## Tuesday, January 06, 2009

### Ocean Iron to Catch CO2 - a Few Sums.

Following-on from yesterday's posting about adding iron to the Southern Ocean (SO) to capture CO2, I have done a few sums which I think give some quite insightful results.

(1) How much iron in total? 1800 tonnes of iron added to 400 square miles of ocean. So that's 1800/400 = 4.5 tonnes/sq. mile.

1 sq.mile = 2.59 km^2 and so, we need 4.5/2.59 = 1.74 t/km^2.

The SO has an area of 20 million sq. miles x 2.59 = 51.8 million km^2, x 1.74 = 90.1 million tonnes of iron added altogether.

(2) Algal growth. 3.5 Gt = 3.5 x 10^9 tonnes of CO2 captured to grow it. Multiplying by 12/44 gives 0.95 x 10^9 tonnes of carbon.

If, as an approximation, we base the organic component of the algae on sugar, C6H12O6, we get that 72/180 = 40% is carbon.

Therefore the dry-mass of the algae is 0.95 x 10^9/0.4 = 2.38 x 10^9 tonnes. If we assume that 50% of the living algae is water, then we can double that to give 4.75 x 10^9 tonnes (almost 5 Gt).

If we assume a density of 1 (1 t = 1m^3), the thickness of the algae if it lay on the surface (in reality it will be partly dispersed in the surface ocean layers) would be:

4.75 x 10^9 m^3/(51.8 x 10^6 km^2 x 10^6 m^2/km^2) = 9.17 x 10^-5 m = 92 microns. For comparison, a human hair has a thickness(on average) of 70 microns, so despite the vast mass of the algae at nearly 5 billion tonnes when spread over the huge oceanic area it is not so much.
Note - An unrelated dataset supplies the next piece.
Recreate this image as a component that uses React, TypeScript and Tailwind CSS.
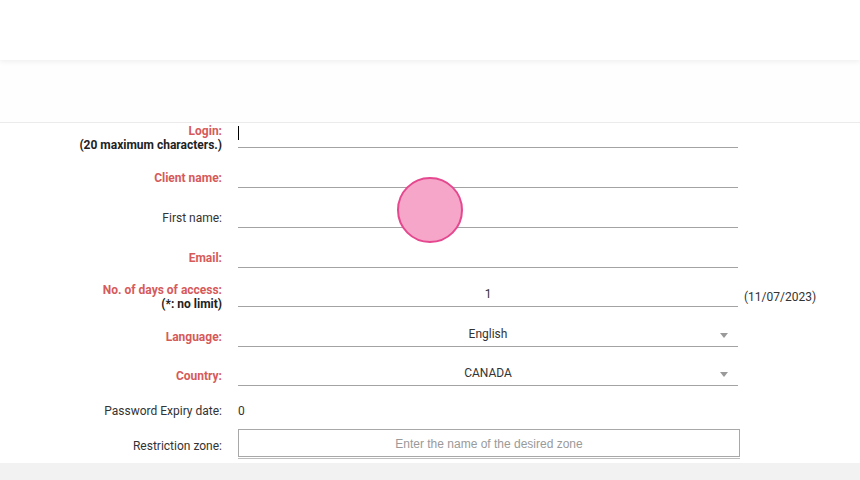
import React from "react";

type Row = {
  label: string;
  sub?: string;
  required?: boolean;
};

const Label: React.FC<Row> = ({ label, sub, required }) => (
  <div className="w-[222px] shrink-0 pt-[3px] text-right text-[12px] leading-[14px]">
    <div className={required ? "font-bold text-[#d65a5a]" : "text-[#333]"}>{label}</div>
    {sub && <div className="font-bold text-[#222]">{sub}</div>}
  </div>
);

const Caret = () => (
  <svg width="8" height="5" viewBox="0 0 8 5" className="absolute right-[10px] top-[10px]">
    <path d="M0 0 H8 L4 5 Z" fill="#9a9a9a" />
  </svg>
);

const Line: React.FC<{ children?: React.ReactNode }> = ({ children }) => (
  <div className="relative flex h-[24px] w-[500px] items-center justify-center border-b border-[#a3a3a3] text-[12px] text-[#333]">
    {children}
  </div>
);

export default function App() {
  return (
    <div className="relative h-[480px] w-[860px] overflow-hidden bg-white font-['Roboto',sans-serif]">
      <header className="relative z-10 h-[60px] bg-white shadow-[0_2px_5px_rgba(0,0,0,0.06)]" />
      <div className="h-[63px] border-b border-[#ebebeb] bg-[#fefefe]" />

      <form className="mt-px flex flex-col">
        <div className="flex h-[24px] items-center gap-4">
          <Label label="Login:" sub="(20 maximum characters.)" required />
          <Line>
            <span className="absolute left-0 top-[2px] h-[14px] w-px bg-black" />
          </Line>
        </div>
        <div className="mt-[16px] flex h-[24px] items-center gap-4">
          <Label label="Client name:" required />
          <Line />
        </div>
        <div className="mt-[16px] flex h-[24px] items-center gap-4">
          <Label label="First name:" />
          <Line />
        </div>
        <div className="mt-[16px] flex h-[24px] items-center gap-4">
          <Label label="Email:" required />
          <Line />
        </div>
        <div className="mt-[15px] flex h-[24px] items-center gap-4">
          <Label label="No. of days of access:" sub="(*: no limit)" required />
          <Line>
            <span className="-mt-[2px]">1</span>
          </Line>
          <span className="-ml-[10px] pt-[3px] text-[12px] text-[#333]">(11/07/2023)</span>
        </div>
        <div className="mt-[16px] flex h-[24px] items-center gap-4">
          <Label label="Language:" required />
          <Line>
            <span className="-mt-[2px]">English</span>
            <Caret />
          </Line>
        </div>
        <div className="mt-[15px] flex h-[24px] items-center gap-4">
          <Label label="Country:" required />
          <Line>
            <span className="-mt-[2px]">CANADA</span>
            <Caret />
          </Line>
        </div>
        <div className="mt-[11px] flex h-[24px] items-center gap-4">
          <Label label="Password Expiry date:" />
          <span className="pt-[3px] text-[12px] text-[#333]">0</span>
        </div>
        <div className="mt-[8px] flex items-center gap-4">
          <Label label="Restriction zone:" />
          <div className="w-[502px] border-b border-[#bdbdbd] pb-px">
            <div className="flex h-[28px] items-center justify-center border border-[#a8a8a8] pt-[2px] font-['Liberation_Sans',sans-serif] text-[12px] text-[#9a9a9a]">
              Enter the name of the desired zone
            </div>
          </div>
        </div>
      </form>

      <div className="absolute bottom-0 left-0 h-[17px] w-full bg-[#f2f2f2]" />

      <div className="absolute left-[397px] top-[177px] h-[66px] w-[66px] rounded-full border-2 border-[#e5488f] bg-[#f5a6c9]" />
    </div>
  );
}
(3) Turnover rate of iron. The iron acts as a catalyst and can promote maybe hundreds to thousands of carbon-fixing cycles.

However, 0.95 x 10^9 tonnes of C is fixed by adding 9.01 x 10^7 tonnes of iron. Thus each iron atom fixes (0.95 x 10^9/9.01 x 10^7) x 56/12 = 49.2 atoms of carbon; i.e. a relatively low turnover rate of about 50.

Probably this reflects precipitation of iron and its compounds without interacting with algal production, problems of transport into the algal cells, i.e. in the form of iron-porphyrin complexes and other losses, otherwise it would be higher. The amount of added iron chosen is probably determined experimentally and takes-account of these things.

As the iron tends not to stay around in the water for more than a few days, it would presumably need to be added continually and in considerable quantities.